Oracle runtime of comparing numbers versus comparing strings using a LIKE operator - oracle

My company database has 20 different string formats for their primary product label. All 20 of them are stored in a separate look-up table
1 are strings starting with 'W'
2 are strings starting with 'TAIC'
3 are strings starting with 'D'
...
Next to the label attribute is the 'type' attribute, which stores the number related to which prefix the label contains.
I'm tasked with updating one of our modules for better runtime. One of the queries I ran across deals with all labels containing 'TAIC' as the prefix. However, instead of comparing whether the type number is equal to 2, it runs a LIKE operation checking for each label that begins with TAIC.
Now, my question is this -- since my goal is for better run time, would it be wise to switch from the like operator to just a regular equality operation against the type attribute? It seems that running a regular expression-ish operation against a string would be a bit more time consuming, but enough to significantly alter the run time of a system?
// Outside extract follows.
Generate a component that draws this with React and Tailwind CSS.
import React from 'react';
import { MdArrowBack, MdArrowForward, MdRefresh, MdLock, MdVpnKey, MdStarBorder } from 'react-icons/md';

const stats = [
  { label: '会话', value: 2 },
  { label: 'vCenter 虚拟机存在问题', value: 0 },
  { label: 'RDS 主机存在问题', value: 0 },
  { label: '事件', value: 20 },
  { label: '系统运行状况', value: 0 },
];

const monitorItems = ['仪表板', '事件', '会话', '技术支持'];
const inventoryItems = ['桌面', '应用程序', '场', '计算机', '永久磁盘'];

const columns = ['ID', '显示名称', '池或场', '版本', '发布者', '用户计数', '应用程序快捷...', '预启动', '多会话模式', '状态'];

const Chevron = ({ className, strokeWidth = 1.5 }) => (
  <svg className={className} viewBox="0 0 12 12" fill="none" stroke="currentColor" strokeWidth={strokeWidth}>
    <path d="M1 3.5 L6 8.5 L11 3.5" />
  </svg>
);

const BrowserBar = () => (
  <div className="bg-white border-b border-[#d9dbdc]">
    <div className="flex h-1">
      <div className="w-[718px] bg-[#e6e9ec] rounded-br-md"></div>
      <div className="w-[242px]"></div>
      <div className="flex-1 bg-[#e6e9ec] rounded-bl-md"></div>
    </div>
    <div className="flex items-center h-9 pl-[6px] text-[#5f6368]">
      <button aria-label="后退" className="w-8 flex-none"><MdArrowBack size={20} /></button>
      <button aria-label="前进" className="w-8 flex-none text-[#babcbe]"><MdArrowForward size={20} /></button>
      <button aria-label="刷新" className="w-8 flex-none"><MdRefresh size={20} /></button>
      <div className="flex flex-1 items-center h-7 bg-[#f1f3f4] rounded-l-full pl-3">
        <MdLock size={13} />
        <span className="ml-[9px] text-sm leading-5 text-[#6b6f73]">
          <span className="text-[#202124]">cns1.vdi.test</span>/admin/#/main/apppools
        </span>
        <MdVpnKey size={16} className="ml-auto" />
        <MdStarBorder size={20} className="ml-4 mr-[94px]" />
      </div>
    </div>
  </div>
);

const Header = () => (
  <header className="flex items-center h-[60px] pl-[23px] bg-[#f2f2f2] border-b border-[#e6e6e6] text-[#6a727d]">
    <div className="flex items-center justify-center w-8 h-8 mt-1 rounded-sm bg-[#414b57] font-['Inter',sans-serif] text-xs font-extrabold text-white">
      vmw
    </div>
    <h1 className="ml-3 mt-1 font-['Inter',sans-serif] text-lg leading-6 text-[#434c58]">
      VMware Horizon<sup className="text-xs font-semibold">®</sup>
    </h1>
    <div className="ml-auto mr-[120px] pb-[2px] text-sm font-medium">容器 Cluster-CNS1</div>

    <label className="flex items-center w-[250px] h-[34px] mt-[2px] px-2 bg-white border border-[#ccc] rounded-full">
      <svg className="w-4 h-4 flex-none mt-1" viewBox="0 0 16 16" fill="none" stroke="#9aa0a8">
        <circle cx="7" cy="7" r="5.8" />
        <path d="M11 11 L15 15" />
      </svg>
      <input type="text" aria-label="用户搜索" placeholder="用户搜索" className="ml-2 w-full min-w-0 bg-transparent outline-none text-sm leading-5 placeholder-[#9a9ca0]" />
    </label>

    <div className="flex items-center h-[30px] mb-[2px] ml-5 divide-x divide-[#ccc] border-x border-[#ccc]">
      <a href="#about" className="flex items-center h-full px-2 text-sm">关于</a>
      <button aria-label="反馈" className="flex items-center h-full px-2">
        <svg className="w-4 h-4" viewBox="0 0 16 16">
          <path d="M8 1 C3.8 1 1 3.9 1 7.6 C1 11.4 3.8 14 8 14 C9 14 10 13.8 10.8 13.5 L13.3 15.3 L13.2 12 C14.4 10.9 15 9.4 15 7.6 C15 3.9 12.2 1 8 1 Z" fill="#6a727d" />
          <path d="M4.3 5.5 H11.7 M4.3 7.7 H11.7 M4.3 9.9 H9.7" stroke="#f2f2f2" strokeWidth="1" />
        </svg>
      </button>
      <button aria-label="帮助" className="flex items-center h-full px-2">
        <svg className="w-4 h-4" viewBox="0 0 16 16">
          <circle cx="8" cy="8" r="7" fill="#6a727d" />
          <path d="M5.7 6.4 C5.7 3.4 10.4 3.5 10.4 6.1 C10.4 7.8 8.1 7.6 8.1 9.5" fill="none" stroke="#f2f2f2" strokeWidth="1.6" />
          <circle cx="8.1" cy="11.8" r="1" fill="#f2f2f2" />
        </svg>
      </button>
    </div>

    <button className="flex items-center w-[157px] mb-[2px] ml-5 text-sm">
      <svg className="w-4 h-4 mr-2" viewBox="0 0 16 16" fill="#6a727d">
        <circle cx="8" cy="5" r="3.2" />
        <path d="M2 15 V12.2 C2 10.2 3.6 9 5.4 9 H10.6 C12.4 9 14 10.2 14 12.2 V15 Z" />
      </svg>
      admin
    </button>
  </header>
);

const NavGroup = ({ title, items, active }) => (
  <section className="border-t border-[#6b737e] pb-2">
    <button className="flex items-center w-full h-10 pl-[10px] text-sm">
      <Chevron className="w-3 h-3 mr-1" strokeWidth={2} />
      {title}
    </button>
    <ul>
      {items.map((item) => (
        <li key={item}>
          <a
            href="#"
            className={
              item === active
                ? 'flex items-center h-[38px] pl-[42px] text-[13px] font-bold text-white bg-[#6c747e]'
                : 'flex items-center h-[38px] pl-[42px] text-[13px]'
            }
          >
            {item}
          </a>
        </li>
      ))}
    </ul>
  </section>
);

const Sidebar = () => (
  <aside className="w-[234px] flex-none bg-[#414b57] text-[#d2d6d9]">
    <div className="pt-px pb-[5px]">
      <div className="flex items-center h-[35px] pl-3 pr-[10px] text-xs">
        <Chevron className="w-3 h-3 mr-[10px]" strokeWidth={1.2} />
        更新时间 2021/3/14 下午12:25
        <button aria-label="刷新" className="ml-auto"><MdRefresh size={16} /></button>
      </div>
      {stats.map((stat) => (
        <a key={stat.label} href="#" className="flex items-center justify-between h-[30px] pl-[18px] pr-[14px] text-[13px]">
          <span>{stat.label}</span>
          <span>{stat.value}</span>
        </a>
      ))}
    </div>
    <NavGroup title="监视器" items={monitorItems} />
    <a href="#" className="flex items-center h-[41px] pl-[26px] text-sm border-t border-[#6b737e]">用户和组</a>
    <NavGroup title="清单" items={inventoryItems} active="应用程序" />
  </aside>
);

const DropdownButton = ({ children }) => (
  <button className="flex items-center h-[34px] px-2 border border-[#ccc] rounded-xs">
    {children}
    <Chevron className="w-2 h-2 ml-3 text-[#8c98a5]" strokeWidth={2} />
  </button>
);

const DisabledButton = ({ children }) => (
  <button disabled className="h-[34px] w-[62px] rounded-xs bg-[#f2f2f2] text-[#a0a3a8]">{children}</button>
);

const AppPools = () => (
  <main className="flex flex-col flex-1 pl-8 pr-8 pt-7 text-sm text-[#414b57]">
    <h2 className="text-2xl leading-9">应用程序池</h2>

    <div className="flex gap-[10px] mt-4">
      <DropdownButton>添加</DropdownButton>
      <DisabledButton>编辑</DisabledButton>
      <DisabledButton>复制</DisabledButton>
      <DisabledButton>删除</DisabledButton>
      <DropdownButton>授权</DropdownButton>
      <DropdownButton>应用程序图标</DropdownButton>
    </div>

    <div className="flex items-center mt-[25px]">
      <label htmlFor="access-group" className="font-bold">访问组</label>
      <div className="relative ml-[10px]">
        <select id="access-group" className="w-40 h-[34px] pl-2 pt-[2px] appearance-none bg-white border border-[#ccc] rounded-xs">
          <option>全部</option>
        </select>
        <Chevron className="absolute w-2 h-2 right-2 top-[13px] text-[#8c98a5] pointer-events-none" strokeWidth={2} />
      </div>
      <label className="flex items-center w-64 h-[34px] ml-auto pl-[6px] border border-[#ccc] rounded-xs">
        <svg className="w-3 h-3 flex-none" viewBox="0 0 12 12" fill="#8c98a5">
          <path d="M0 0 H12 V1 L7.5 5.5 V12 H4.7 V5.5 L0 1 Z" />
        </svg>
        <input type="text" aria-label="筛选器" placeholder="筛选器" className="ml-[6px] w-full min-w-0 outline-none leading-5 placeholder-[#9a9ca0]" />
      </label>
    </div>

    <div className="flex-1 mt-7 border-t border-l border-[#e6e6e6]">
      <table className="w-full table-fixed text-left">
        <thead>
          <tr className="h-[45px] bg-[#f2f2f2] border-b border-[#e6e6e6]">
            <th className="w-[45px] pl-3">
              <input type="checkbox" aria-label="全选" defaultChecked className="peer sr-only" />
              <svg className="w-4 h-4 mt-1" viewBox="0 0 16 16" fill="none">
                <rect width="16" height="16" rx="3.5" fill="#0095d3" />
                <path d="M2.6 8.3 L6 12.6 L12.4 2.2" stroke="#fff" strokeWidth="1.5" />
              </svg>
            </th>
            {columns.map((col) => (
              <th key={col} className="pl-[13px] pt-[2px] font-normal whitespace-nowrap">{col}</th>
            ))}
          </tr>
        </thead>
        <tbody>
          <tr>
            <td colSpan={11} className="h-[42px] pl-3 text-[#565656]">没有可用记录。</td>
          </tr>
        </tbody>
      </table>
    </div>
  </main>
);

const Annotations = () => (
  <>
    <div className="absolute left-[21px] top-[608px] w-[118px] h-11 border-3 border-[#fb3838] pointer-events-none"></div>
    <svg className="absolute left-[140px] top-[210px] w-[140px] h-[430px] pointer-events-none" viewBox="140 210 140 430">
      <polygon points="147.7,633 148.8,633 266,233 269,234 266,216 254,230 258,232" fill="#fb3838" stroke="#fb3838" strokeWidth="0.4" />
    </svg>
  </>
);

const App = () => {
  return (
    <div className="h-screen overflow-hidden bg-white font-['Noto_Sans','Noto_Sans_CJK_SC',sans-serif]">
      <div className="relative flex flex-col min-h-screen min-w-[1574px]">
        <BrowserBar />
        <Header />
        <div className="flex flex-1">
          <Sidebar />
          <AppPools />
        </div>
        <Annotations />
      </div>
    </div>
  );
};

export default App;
In Oracle, both these operations:
SELECT *
FROM mytable
WHERE pk LIKE 'TAIC%'
and
SELECT *
FROM mytable
WHERE type = 2
are sargable, that is able to use an index on the appropriate fields.
The numeric index, however, would be more compact and hence require less time to traverse, so using numeric comparison could increase the query performance.

Related

(var)char as the type of the column for performance?
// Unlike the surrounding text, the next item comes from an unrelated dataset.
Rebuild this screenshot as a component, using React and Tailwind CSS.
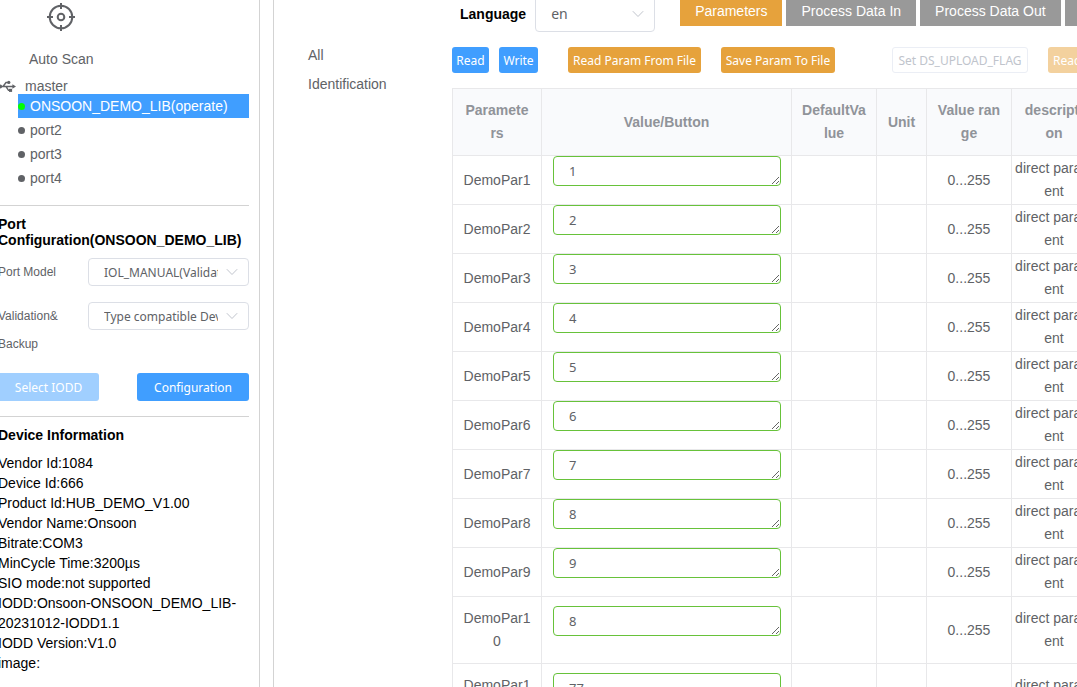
import React from "react";

const ports = ["port2", "port3", "port4"];

const deviceInfo = [
  "Vendor Id:1084",
  "Device Id:666",
  "Product Id:HUB_DEMO_V1.00",
  "Vendor Name:Onsoon",
  "Bitrate:COM3",
  "MinCycle Time:3200µs",
  "SIO mode:not supported",
  "IODD:Onsoon-ONSOON_DEMO_LIB-20231012-IODD1.1",
  "IODD Version:V1.0",
  "image:",
];

const rows = [
  ["DemoPar1", "1"],
  ["DemoPar2", "2"],
  ["DemoPar3", "3"],
  ["DemoPar4", "4"],
  ["DemoPar5", "5"],
  ["DemoPar6", "6"],
  ["DemoPar7", "7"],
  ["DemoPar8", "8"],
  ["DemoPar9", "9"],
  ["DemoPar10", "8"],
  ["DemoPar11", "77"],
];

const tabs = ["Parameters", "Process Data In", "Process Data Out", "Events"];

function CrosshairIcon() {
  return (
    <svg className="size-7" viewBox="0 0 28 28" fill="none" stroke="#606266" strokeWidth="2" aria-hidden="true">
      <circle cx="14" cy="14" r="11.3" />
      <circle cx="14" cy="14" r="3.3" />
      <path d="M14 0v6M14 22v6M0 14h6M22 14h6" />
    </svg>
  );
}

function UsbIcon() {
  return (
    <svg className="h-3 w-[18px] shrink-0" viewBox="0 0 18 12" fill="none" stroke="#606266" aria-hidden="true">
      <path d="M2 6.5H15M5 6.5L8 2.5H10M8 6.5L10.5 10.4H12" strokeWidth="1.4" />
      <circle cx="2.2" cy="6.5" r="1.9" fill="#606266" stroke="none" />
      <circle cx="10.8" cy="2.4" r="1.6" fill="#606266" stroke="none" />
      <rect x="11" y="8.8" width="3.1" height="3.1" fill="#606266" stroke="none" />
      <path d="M14.4 4.2L18 6.5L14.4 8.8Z" fill="#606266" stroke="none" />
    </svg>
  );
}

function Dropdown({ id, value, className, selectClass }) {
  return (
    <div className={"relative shrink-0 " + className}>
      <select
        id={id}
        className={
          "block w-full appearance-none overflow-hidden rounded border border-[#dcdfe6] bg-white pr-[30px] pl-[15px] text-[#606266] " +
          selectClass
        }
      >
        <option>{value}</option>
      </select>
      <svg
        className="pointer-events-none absolute top-1/2 right-[11px] h-2 w-3 -translate-y-1/2"
        viewBox="0 0 12 8"
        fill="none"
        stroke="#c0c4cc"
        aria-hidden="true"
      >
        <path d="M0.8 1.2L6 6.5L11.2 1.2" />
      </svg>
    </div>
  );
}

function ToolButton({ className, children, disabled }) {
  return (
    <button
      type="button"
      disabled={disabled}
      className={"h-[26px] shrink-0 rounded-[3px] pt-0.5 font-['Noto_Sans',sans-serif] text-xs whitespace-nowrap " + className}
    >
      {children}
    </button>
  );
}

function Sidebar() {
  return (
    <aside className="-ml-0.5 w-[262px] shrink-0 border-r border-[#d3d3d3] pr-2.5">
      <button type="button" className="ml-[31px] flex flex-col items-center gap-4 pt-[3px] leading-6 text-[#606266]">
        <CrosshairIcon />
        Auto Scan
      </button>

      <div className="mt-[7px] flex h-4 items-center gap-[9px] text-[#606266]">
        <UsbIcon />
        master
      </div>
      <ul className="ml-5 leading-6 text-[#606266]">
        <li className="flex items-center gap-[5px] bg-[#409eff] text-white">
          <span className="size-[7px] rounded-full bg-[#00ff00]" />
          ONSOON_DEMO_LIB(operate)
        </li>
        {ports.map((p) => (
          <li key={p} className="flex items-center gap-[5px]">
            <span className="size-[7px] rounded-full bg-[#606266]" />
            {p}
          </li>
        ))}
      </ul>

      <section className="mt-[15px] border-t border-[#d3d3d3] pt-2.5">
        <h2 className="leading-4 font-bold break-words">Port Configuration(ONSOON_DEMO_LIB)</h2>
        <div className="mt-2.5 flex items-start justify-between text-xs leading-7 text-[#606266]">
          <label htmlFor="port-model">Port Model</label>
          <Dropdown
            id="port-model"
            value="IOL_MANUAL(Validation)"
            className="w-[161px]"
            selectClass="h-7 pt-0.5 font-['Noto_Sans',sans-serif] text-xs"
          />
        </div>
        <div className="mt-4 flex items-start justify-between text-xs leading-7 text-[#606266]">
          <label htmlFor="validation" className="w-[70px]">
            Validation&amp; Backup
          </label>
          <Dropdown
            id="validation"
            value="Type compatible Device"
            className="w-[161px]"
            selectClass="h-7 pt-0.5 font-['Noto_Sans',sans-serif] text-xs"
          />
        </div>
        <div className="mt-[15px] flex justify-between font-['Noto_Sans',sans-serif] text-xs text-white">
          <button type="button" disabled className="h-7 w-[101px] rounded-[3px] bg-[#a0cfff] pt-0.5">
            Select IODD
          </button>
          <button type="button" className="h-7 w-28 rounded-[3px] bg-[#409eff] pt-0.5">
            Configuration
          </button>
        </div>
      </section>

      <section className="mt-[15px] border-t border-[#d3d3d3] pt-2.5">
        <h2 className="leading-4 font-bold">Device Information</h2>
        <ul className="mt-2.5 leading-5">
          {deviceInfo.map((line) => (
            <li key={line}>{line}</li>
          ))}
        </ul>
      </section>
    </aside>
  );
}

function ParameterTable() {
  const cell = "border-r border-b border-[#e8e8ea] break-all ";
  return (
    <table className="mt-[15px] w-[645px] table-fixed border-separate border-spacing-0 border-t border-l border-[#e8e8ea] text-center leading-[23px] text-[#606266]">
      <colgroup>
        <col className="w-[89px]" />
        <col className="w-[250px]" />
        <col className="w-[85px]" />
        <col className="w-[50px]" />
        <col className="w-[85px]" />
        <col className="w-[85px]" />
      </colgroup>
      <thead className="bg-[#f9fafc] text-[#909399]">
        <tr>
          {["Parameters", "Value/Button", "DefaultValue", "Unit", "Value range", "description"].map((h) => (
            <th key={h} className={cell + "px-2.5 py-2.5 font-bold"}>
              {h}
            </th>
          ))}
        </tr>
      </thead>
      <tbody>
        {rows.map(([name, value]) => (
          <tr key={name}>
            <td className={cell + "px-2.5 py-2.5"}>{name}</td>
            <td className={cell + "px-[11px] pb-[18px]"}>
              <textarea
                aria-label={name}
                defaultValue={value}
                rows={1}
                className="block h-[30px] w-[228px] overflow-hidden rounded border border-[#67c23a] bg-white px-[15px] py-[5px] font-['Noto_Sans',sans-serif] text-[13px] leading-[18px]"
              />
            </td>
            <td className={cell} />
            <td className={cell} />
            <td className={cell + "px-2.5"}>0...255</td>
            <td className={cell + "px-0.5 py-px"}>direct parament</td>
          </tr>
        ))}
      </tbody>
    </table>
  );
}

export default function App() {
  return (
    <div className="flex h-screen overflow-hidden bg-white font-['Liberation_Sans',Arial,sans-serif] text-sm text-black">
      <Sidebar />
      <main className="ml-[13px] flex min-w-0 flex-1 overflow-hidden border-l border-[#d3d3d3]">
        <nav className="w-[178px] shrink-0 pt-[41px] pl-[34px] leading-[29px] text-[#606266]">
          <a href="#all" className="block">
            All
          </a>
          <a href="#identification" className="block">
            Identification
          </a>
        </nav>
        <div className="min-w-0 flex-1 overflow-hidden">
          <header className="-mt-1 flex h-9 items-start">
            <label htmlFor="language" className="ml-2 shrink-0 pt-2 leading-5 font-bold">
              Language
            </label>
            <Dropdown
              id="language"
              value="en"
              className="ml-[9px] w-[120px]"
              selectClass="h-9 font-['Noto_Sans',sans-serif] text-sm"
            />
            <div className="ml-[25px] flex gap-1">
              {tabs.map((t, i) => (
                <button
                  key={t}
                  type="button"
                  className={
                    "h-[30px] shrink-0 px-[15px] whitespace-nowrap text-white " + (i === 0 ? "bg-[#e6a23c]" : "bg-[#999999]")
                  }
                >
                  {t}
                </button>
              ))}
            </div>
          </header>
          <div className="mt-[15px] flex">
            <ToolButton className="w-[37px] bg-[#409eff] text-white">Read</ToolButton>
            <ToolButton className="ml-2.5 w-[39px] bg-[#409eff] text-white">Write</ToolButton>
            <ToolButton className="ml-[30px] w-[133px] bg-[#e6a23c] text-white">Read Param From File</ToolButton>
            <ToolButton className="ml-5 w-[114px] bg-[#e6a23c] text-white">Save Param To File</ToolButton>
            <ToolButton disabled className="ml-[57px] w-[136px] border border-[#ebeef5] bg-white text-[#c0c4cc]">
              Set DS_UPLOAD_FLAG
            </ToolButton>
            <ToolButton disabled className="ml-5 bg-[#f3d19e] px-[5px] text-white">
              Read DS
            </ToolButton>
          </div>
          <ParameterTable />
        </div>
      </main>
    </div>
  );
}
I have a column called "status" in PostgreSQL. First it used to be "status_id" of type integer. The values were kept on client, so there was no table on the server called statuses where I'd keep those statuses and then do inner join with the first table.
I used to send the ids of the statuses from the client (they had the names on the client). However, at some point I understood I'd better make the server hold those statuses. Not in a separate table but in the first one and I want to make them strings. So the initial table will have a status column of type string (varchar, to be more specific). I read it wouldn't be that slow.
In general, is it a good idea? I suppose it is because doing inner join (in case I'd keep statuses in the separate table) each time is expensive as well as sending ids from the client.
1) The only concern I have is that the column status should be of type char, not varchar. It should make it more effective I suppose. Is that so?
2) If the first case is correct then I'm not sure I'll be able to name all the statuses using exactly the same amount of characters, let's say, 5 characters. Some of them might be longer, some shorter. How can I solve this?
UPDATE:
It's not denationalization because I'm talking about 1 single table. There is no and has never been the second table called Statuses with the fields (id, status_name).
What I'm trying to convey is that I could use char(n) for status_name and also add index on it. Then it should be fast enough. However, it might be or not possible to name all the statuses with the certain (n) amount of characters and that's the only concern.
I don't think so using char or varchar instead integer is good idea. It is hard to expect how much slower it will be than integer PK, but this design will be slower - impact will be more terrible when you will join larger tables. If you can, use ENUM types instead.
http://www.postgresql.org/docs/9.2/static/datatype-enum.html
CREATE TYPE mood AS ENUM ('sad', 'ok', 'happy');
CREATE TABLE person (
name text,
current_mood mood
);
INSERT INTO person VALUES ('Moe', 'happy');
SELECT * FROM person WHERE current_mood = 'happy';
name | current_mood
------+--------------
Moe | happy
(1 row)
PostgreSQL varchar and char types are very similar. Internal implementation is same - char can be (it is paradox) little bit slower due addition by spaces.
I'd go one step further. Never use the outdated data type char(n), unless you know you have to (for compatibility or some rare exotic reason). The type is utterly useless in a modern database. Padding strings with blank characters is nonsense, and if you have to do it, you can do it in a cheaper fashion with rpad() on data retrieval.
SELECT rpad('short', 10) AS char_10_string;
varchar is basically the same as text and allows a length specifier: varchar(n). I generally use just text. If I need to limit the length, I use a CHECK constraint. Here's one example, why.
Whenever you can use a simple integer (or enum) instead, that's a bit smaller and faster in every respect. Consider #Pavel's answer for enum.
As for:
because doing inner join (...) each time is expensive
Well, it carries a small cost, but it's generally cheaper than redundantly saving text representation of the status instead of a much cheaper integer in the main table. That kind of rumor is spread by people having problems understanding the concept of database normalization. The enum type is a compromise here - for relatively static sets of values.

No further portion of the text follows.